Really Pleased with Sharded Redis Solution

Redis Database

I've been faced with a significant problem - cache data for 110,000,000 users in a way that's both fast, and efficient, so that we can pull data out of it at a rate of 50k to 100k times a second. Redis, being single-threaded, is great at fast hits for reasonable data sets, but storing more than 100 million of anything, and accessing it by hundreds of threads is going to blow out any one redis server - so you have to shard.

But how to shard efficiently?

Turns out, Java's MD5 is amazingly efficient. I wrote the following hash function that takes any string and hashes it into one of 8 buckets - I'm planning on having 8 redis servers on one physical box:

  (defn hash8
    "Function to generate a 3-bit hash on the provided string by using the MD5
    as an intermediate vechile, and then taking the last byte and 'mod 8' it.
    This is using the Java MessageDigest class to create the hash, so it's
    only as good as that class/function - but from our tests, it's very efficient."
    [s]
    (if (string? s)
      (let [ba (.digest (doto (java.security.MessageDigest/getInstance "MD5")
                              (.reset)
                              (.update (.getBytes s))))]
        (mod (aget ba (dec (alength ba))) 8))))

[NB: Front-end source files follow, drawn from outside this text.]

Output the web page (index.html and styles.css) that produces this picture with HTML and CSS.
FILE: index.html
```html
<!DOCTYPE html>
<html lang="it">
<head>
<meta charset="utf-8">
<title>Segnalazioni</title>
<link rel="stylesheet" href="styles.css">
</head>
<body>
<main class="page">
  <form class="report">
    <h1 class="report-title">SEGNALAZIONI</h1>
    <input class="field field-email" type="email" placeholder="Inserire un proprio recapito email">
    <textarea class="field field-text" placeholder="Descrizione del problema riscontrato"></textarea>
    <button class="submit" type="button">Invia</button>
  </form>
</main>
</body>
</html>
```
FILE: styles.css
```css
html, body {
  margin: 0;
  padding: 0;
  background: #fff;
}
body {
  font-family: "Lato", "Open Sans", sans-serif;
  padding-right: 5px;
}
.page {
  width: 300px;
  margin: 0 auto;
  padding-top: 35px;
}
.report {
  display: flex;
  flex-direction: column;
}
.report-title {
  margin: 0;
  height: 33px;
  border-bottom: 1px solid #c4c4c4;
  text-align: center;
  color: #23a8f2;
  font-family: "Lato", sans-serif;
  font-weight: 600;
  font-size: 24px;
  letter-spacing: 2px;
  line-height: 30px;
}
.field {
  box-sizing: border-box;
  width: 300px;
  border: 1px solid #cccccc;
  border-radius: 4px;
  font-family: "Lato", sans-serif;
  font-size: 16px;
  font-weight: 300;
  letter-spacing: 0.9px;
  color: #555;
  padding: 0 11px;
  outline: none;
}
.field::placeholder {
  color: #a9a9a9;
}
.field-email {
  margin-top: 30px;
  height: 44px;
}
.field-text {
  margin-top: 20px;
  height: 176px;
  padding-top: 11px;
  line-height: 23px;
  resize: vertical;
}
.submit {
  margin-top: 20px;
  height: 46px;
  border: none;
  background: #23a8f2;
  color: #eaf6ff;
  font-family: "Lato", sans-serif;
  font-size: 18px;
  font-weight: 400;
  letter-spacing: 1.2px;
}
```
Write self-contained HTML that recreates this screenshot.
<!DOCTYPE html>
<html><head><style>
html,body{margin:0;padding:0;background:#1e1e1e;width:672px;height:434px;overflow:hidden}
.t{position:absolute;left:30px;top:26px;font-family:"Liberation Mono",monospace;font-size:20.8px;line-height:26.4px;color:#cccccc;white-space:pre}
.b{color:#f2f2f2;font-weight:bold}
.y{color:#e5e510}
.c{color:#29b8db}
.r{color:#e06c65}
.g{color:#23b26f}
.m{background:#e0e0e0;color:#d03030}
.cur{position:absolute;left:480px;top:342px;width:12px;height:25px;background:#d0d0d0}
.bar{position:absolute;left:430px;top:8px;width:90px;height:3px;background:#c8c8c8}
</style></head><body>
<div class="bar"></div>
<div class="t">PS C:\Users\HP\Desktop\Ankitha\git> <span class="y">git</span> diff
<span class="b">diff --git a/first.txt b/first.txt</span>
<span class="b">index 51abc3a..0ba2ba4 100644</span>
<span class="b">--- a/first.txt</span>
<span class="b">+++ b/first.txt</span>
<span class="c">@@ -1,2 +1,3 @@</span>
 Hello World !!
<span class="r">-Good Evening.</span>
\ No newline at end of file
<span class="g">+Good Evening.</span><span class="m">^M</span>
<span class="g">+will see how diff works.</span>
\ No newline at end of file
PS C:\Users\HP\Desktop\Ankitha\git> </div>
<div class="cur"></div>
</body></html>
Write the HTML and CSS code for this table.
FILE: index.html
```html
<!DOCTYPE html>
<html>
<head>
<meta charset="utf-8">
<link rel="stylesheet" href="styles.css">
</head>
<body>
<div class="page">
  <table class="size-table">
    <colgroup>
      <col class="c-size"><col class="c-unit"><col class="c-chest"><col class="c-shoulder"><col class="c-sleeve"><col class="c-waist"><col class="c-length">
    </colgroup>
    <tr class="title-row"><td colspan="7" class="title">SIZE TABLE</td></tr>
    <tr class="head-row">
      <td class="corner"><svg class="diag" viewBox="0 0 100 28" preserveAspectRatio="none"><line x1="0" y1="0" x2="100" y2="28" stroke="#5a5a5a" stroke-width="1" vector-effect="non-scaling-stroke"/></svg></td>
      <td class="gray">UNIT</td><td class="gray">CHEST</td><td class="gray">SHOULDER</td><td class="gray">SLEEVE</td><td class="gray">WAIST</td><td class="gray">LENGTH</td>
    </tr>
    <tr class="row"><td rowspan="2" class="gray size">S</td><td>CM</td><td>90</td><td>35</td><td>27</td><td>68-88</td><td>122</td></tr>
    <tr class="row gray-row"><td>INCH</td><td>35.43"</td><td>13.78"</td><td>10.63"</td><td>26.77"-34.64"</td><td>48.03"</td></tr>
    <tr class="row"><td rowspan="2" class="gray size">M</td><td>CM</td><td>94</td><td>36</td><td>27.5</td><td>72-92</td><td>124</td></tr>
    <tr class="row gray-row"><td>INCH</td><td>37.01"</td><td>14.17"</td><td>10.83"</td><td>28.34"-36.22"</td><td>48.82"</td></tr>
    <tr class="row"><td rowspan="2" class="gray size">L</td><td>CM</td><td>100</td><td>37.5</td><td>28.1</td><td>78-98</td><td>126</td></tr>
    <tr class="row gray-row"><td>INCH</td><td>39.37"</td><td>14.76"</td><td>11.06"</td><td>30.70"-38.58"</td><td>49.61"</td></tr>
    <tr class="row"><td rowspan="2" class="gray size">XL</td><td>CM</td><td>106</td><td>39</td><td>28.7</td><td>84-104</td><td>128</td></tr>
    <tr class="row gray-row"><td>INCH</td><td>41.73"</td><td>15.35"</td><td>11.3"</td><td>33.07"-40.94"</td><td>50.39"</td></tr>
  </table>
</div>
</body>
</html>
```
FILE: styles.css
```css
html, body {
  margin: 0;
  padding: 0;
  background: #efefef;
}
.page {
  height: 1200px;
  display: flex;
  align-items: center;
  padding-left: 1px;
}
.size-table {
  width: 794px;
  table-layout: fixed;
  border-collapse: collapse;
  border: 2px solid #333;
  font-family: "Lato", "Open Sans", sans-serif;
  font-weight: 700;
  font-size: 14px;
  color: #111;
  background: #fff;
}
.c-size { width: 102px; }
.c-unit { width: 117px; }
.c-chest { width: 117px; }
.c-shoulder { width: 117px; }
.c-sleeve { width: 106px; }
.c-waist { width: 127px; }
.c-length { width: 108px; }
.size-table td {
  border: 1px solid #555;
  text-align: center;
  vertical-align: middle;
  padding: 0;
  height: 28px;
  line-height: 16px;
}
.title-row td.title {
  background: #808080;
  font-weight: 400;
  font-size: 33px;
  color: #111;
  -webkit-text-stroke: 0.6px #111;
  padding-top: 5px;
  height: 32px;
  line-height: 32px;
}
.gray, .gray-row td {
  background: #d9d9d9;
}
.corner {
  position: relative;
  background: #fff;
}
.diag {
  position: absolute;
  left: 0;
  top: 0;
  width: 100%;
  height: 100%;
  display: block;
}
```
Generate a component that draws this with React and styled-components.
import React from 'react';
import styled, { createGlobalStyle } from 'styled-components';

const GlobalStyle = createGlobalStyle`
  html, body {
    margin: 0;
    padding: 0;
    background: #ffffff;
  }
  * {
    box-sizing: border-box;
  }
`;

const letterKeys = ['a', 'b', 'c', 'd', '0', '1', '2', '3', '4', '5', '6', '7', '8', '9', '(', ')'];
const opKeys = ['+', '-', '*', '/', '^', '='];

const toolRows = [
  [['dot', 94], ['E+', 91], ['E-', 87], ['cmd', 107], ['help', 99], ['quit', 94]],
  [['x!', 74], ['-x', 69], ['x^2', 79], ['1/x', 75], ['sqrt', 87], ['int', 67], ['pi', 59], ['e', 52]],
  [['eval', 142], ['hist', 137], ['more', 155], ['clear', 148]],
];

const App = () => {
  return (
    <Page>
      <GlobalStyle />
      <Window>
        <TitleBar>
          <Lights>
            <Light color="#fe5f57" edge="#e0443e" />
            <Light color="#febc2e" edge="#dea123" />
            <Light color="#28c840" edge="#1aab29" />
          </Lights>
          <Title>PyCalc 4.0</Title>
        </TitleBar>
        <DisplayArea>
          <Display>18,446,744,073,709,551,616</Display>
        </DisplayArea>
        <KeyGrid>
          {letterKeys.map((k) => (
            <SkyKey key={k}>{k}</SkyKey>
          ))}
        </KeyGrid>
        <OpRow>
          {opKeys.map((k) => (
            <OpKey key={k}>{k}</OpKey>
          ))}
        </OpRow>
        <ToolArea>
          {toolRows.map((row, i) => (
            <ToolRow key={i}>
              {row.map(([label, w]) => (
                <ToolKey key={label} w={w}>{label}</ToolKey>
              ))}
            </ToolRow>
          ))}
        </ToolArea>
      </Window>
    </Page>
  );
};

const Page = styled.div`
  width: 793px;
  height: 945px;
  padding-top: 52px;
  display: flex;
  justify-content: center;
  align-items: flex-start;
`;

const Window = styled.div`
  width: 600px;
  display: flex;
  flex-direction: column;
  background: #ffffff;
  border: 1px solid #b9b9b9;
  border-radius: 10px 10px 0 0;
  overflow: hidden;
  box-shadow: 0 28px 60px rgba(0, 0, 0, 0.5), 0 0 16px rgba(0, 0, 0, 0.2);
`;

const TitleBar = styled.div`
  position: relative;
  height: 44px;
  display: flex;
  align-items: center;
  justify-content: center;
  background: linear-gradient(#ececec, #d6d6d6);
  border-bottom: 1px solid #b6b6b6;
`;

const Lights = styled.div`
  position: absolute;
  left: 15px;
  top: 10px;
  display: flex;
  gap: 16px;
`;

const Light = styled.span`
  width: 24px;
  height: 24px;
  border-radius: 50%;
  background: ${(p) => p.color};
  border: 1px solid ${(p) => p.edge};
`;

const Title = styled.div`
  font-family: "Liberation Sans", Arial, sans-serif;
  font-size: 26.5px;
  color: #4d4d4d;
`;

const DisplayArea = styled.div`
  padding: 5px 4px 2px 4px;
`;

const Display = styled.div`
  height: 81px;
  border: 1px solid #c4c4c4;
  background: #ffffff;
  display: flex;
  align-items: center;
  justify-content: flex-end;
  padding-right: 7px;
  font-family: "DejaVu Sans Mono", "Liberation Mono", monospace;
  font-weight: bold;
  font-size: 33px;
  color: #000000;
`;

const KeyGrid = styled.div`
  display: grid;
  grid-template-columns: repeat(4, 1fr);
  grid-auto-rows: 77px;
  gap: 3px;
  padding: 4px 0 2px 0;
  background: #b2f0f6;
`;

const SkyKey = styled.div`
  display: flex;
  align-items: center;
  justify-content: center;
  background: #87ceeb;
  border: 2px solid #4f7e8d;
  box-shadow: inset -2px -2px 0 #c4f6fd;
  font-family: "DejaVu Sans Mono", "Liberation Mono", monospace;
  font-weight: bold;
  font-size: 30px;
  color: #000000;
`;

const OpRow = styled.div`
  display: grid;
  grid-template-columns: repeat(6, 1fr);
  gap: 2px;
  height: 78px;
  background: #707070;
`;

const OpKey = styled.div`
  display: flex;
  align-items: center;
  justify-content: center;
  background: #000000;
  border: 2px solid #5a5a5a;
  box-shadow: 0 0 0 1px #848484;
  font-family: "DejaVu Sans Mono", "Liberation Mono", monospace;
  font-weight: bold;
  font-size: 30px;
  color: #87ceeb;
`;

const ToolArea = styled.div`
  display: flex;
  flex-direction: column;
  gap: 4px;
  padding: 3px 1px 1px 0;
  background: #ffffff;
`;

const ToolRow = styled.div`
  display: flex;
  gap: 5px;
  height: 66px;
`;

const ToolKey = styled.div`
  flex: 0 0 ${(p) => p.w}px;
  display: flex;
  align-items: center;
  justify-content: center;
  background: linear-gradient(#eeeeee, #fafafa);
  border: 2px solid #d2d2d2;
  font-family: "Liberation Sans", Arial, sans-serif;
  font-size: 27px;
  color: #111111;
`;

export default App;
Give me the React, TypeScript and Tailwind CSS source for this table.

and I compared it to what I thought was going to be the much faster way: Simply adding up all the ASCII byte values and taking the last 3 bits:

  (defn smash
    "Function to generate a 3-bit hash on the provided string by summing
    the bytes of the string, and then taking the 'mod 8' of it."
    [s]
    (if (string? s)
      (let [ba (.getBytes s)]
        (mod (areduce ba i ret (long 0)
               (+ ret (aget ba i)))
             8))))

And to my surprise, when I ran a sequence of strings through both, the MD5 version far outperformed the byte array version, and I'm now convinced that it's because of the getInstance() call - Java is holding onto a generator, and serving it up to the caller as needed. Plus, they have to have really optimized that code to beat a simple adder.

In the end, I put this on the front-end of the redis calls with:

  (defn user-shard
    "Function to return the right function that will be used with 'wcar' to get
    the provided key from redis. This is specific just to the user data."
    [k]
    (case (hash8 k)
      0 :user-ids-1
      1 :user-ids-2
      2 :user-ids-3
      3 :user-ids-4
      4 :user-ids-5
      5 :user-ids-6
      6 :user-ids-7
      7 :user-ids-8))

and then it's used, with Carmine, as:

  (wcar (user-shard k) (car/get k))

When I look at the CPU and memory usage on the box, I'm seeing wonderfully balanced CPU usage - meaning that the sharing is very nicely distributed, and the memory usage for redis is very reasonable for the data set.

Great win!